孔丘,无论是中哲里还是西学中,我们都知道是“伟大的哲学家、思想家、教育家”。
学者曾经做过一个简单的调查,调查对象是网上随便任何没有深入接触过哲学的人,结果发现,在接受调查的人中,绝大部分人认为:“唯物主义”就是类似“共产主义”,就是“不迷信,不相信鬼神之类”;而“唯心主义”就是“封建主义”或者“资本主义”,就是“迷信,行事武断及凭感觉做事等”。

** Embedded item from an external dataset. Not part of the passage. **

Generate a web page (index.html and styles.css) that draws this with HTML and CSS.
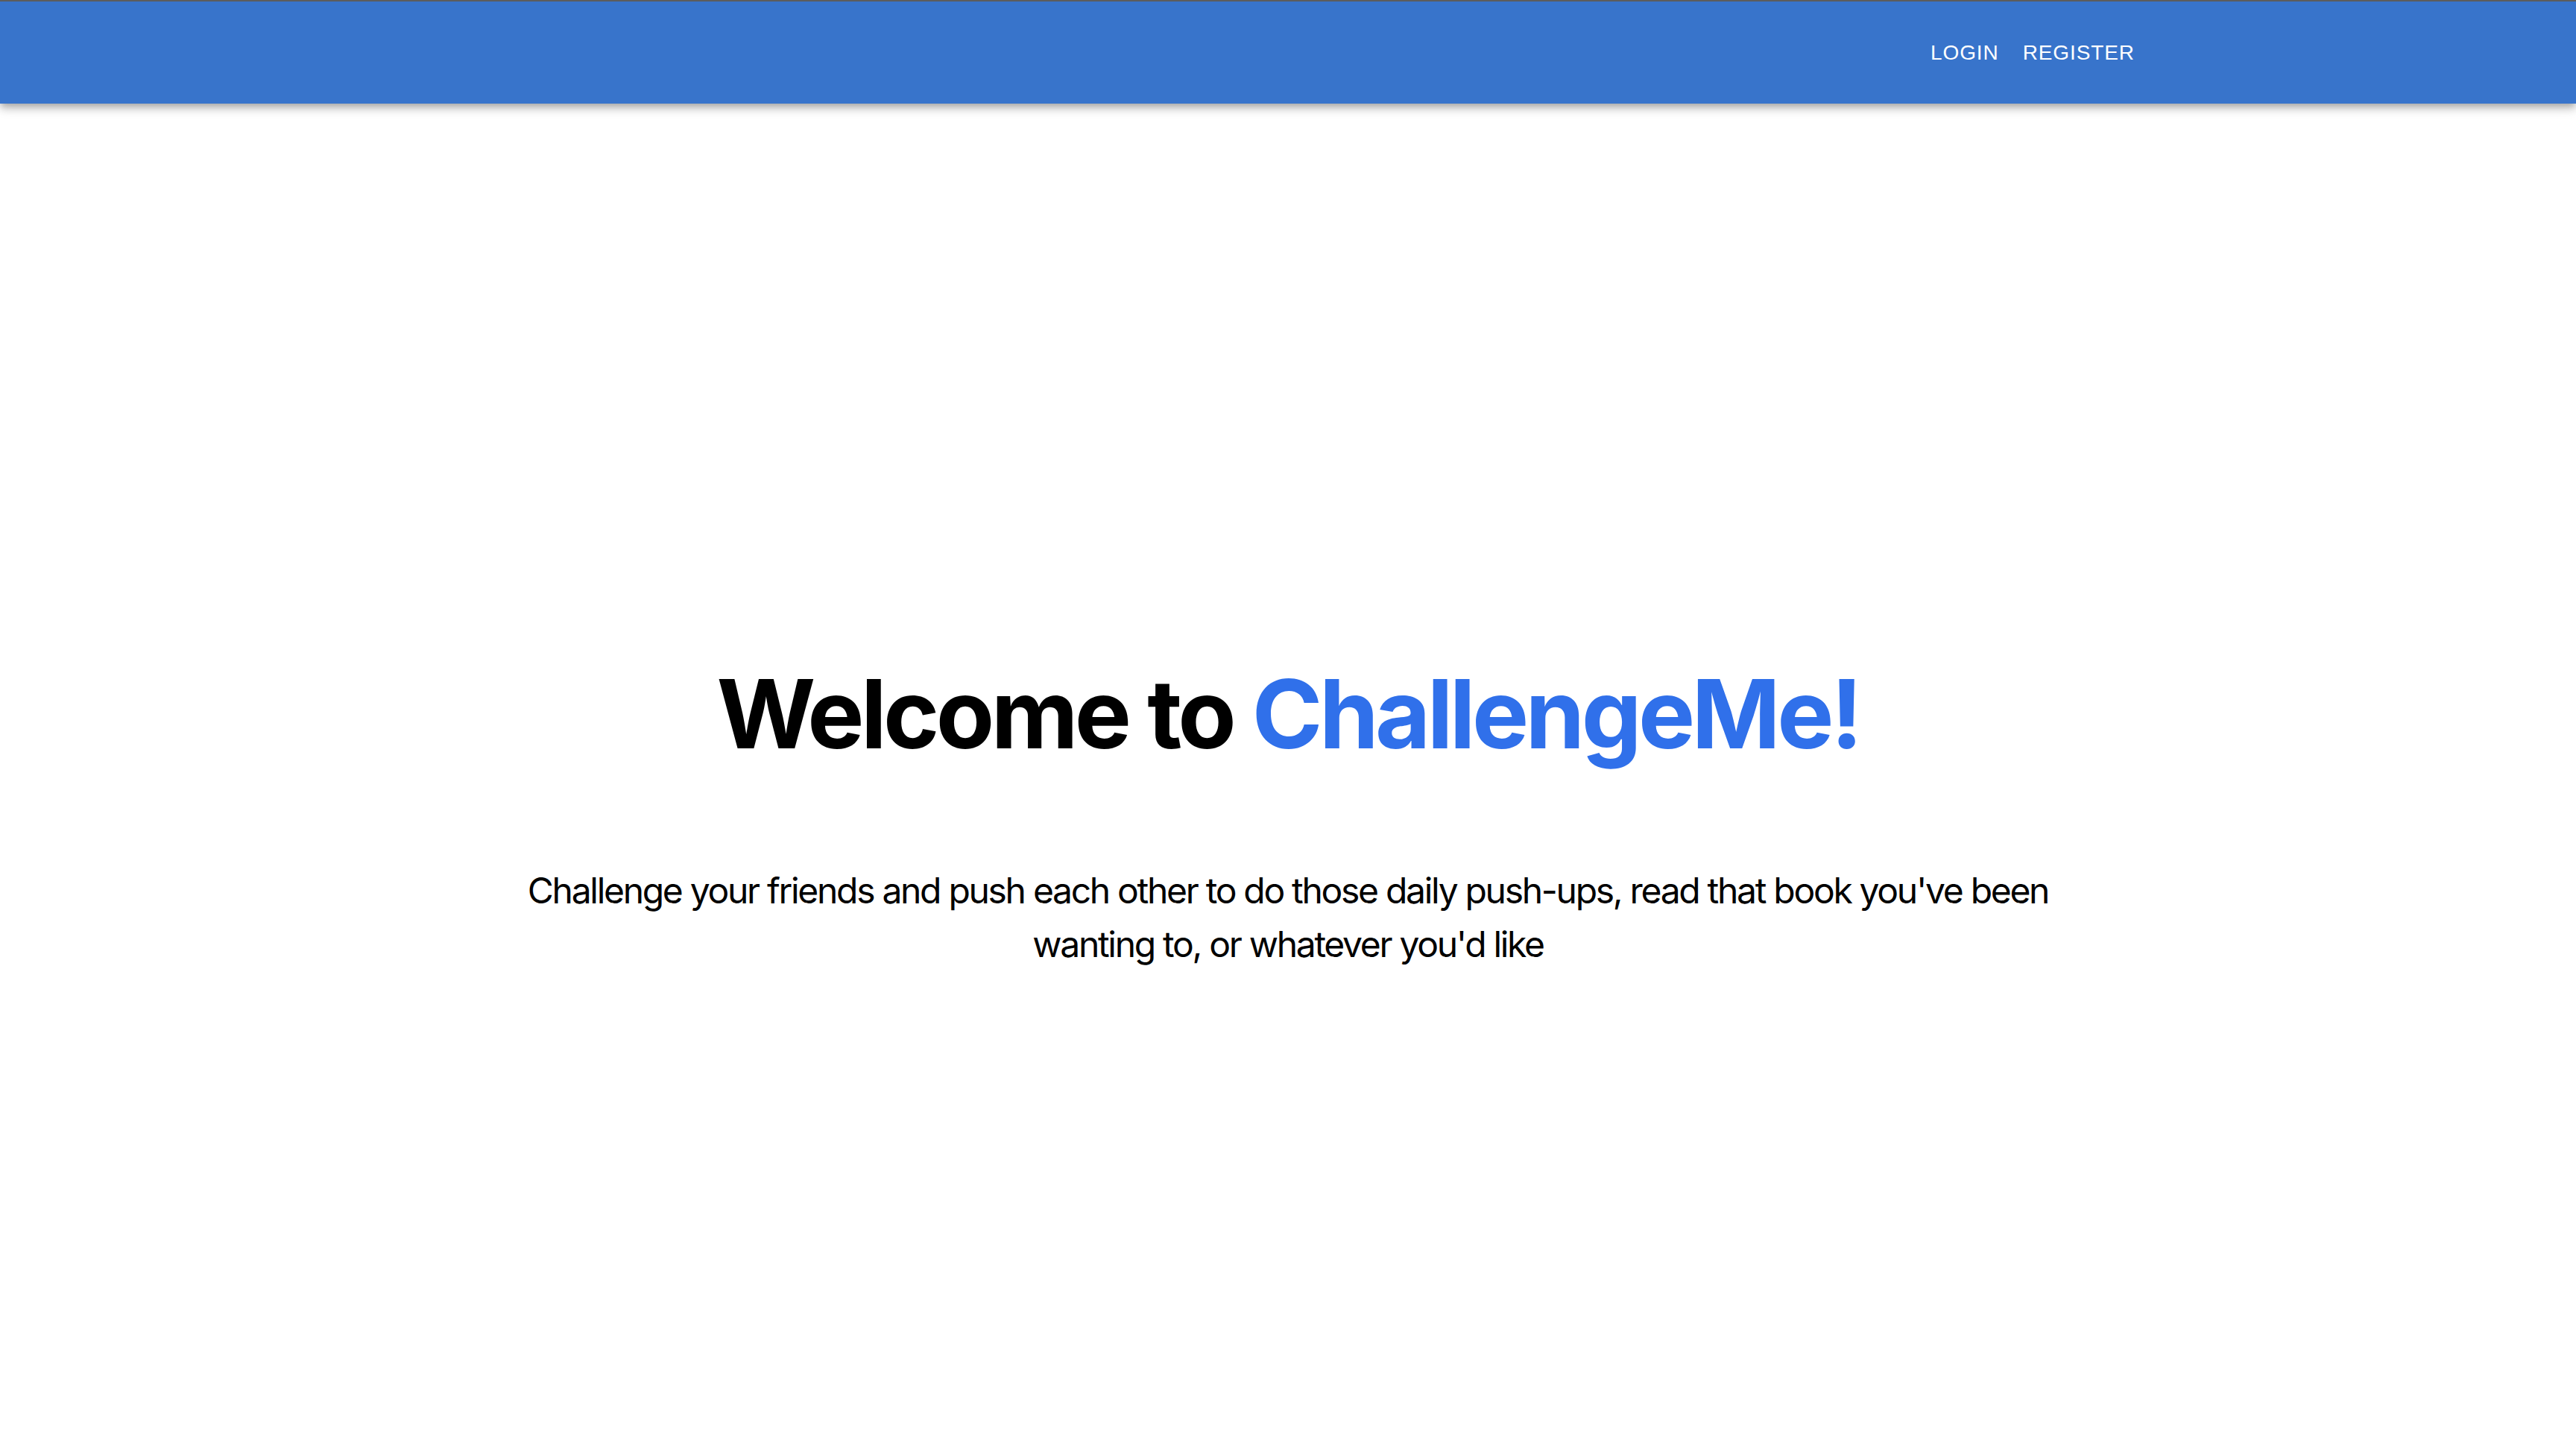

抛开事实证明“资本主义”是发展经济的最佳社会制度与模式且我们今天还必须承认资本、私有财产在经济发展中的合理性等这些复杂问题,单说“唯物主义”及“唯心主义”,居然简单地被普通人认为是区分“不迷信”与“迷信”的道具,不知道是社会体制的悲哀,还是固有观念的余毒,使哲学上两种复杂的“物质至上”及“精神至高”的概念,被混淆到如此可笑的地步,就我本人来看,无论是“唯物”还是“唯心”都不可一概而论,都是可取的,也都有其不可取的。
言归正传,再抛开较为复杂的哲学“唯物”及“唯心”主义之辩,回到重点,孔子“知识论”的问题:在中国,对孔子的“知识论”,人们(包括一些极端主义学者),或冠之以“唯心主义”,或归其入“先验主义”,同时,一把大扫帚,狠狠地将孔夫子扫进“奴隶主的发言人”或“奴隶主阶级的形象代言人”,一开批斗大会,夫子绝对是“奴隶主阶级”响当当的头牌特约嘉宾,总之,孔子就是诸如此类的“反动者,复辟狂,保守魔”,是“站起来了的新中国人民”所不能容忍的所深恶痛绝的所一概诛之的,一时间,人人喊打。
有人根据孔子的“生而知之”将夫子硬塞进“唯心主义”的队伍中,于是就有人拉来他的“学而知之”又把他老人家生生拽到“唯物主义”之列,这些,在我看来,都有些过于片面,我们应当综合孔子的整个思想的全部内容,从事实出发,以史料为基础,做出客观、公正的科学结论。
《礼记·中庸》有:“或生而知之,或学而知之,或用而知之,及其知之,一也”;《论语·季氏》载:“生而知之者,上也;学而知之者,次也;困而学之,又其次也;困而不学,民斯为下矣”。 ---有人据此认定:孔子必是“先验主义者”,是坚定的“唯心主义者”,一出口,吐沫乱飞,我倒觉得,这类人过分激动,实在是有失水准呐。是的,孔子说过“生而知之”,但如果这样,就草率一推将其划入“唯心主义”,就未免太过肤浅、不分主次,就太操之过急了。这就属于“只知其表,未见其实”型。
从《论语》一书和相关资料来看,孔子的“生知”是空洞而个别的,事实上,这就是哲学上最最常见的“抽象承认、具体否定”的用法,这里,孔子不过是想告诉我们这些“学而知之”“困而知之”“困而不学”的人们,“生而知之”或许是有的,从理论上看,它是存在的,但对于凡人来说,通常是可慕不可及的。“生而知之”者就如同“圣人”,已经不存在于现实生活中,我们是不会看到的---这就等于明白地告诉人们:现实中我们生活的社会里,是不存在“生而知之”的人,但我们仍然可以做个“学而知之”者。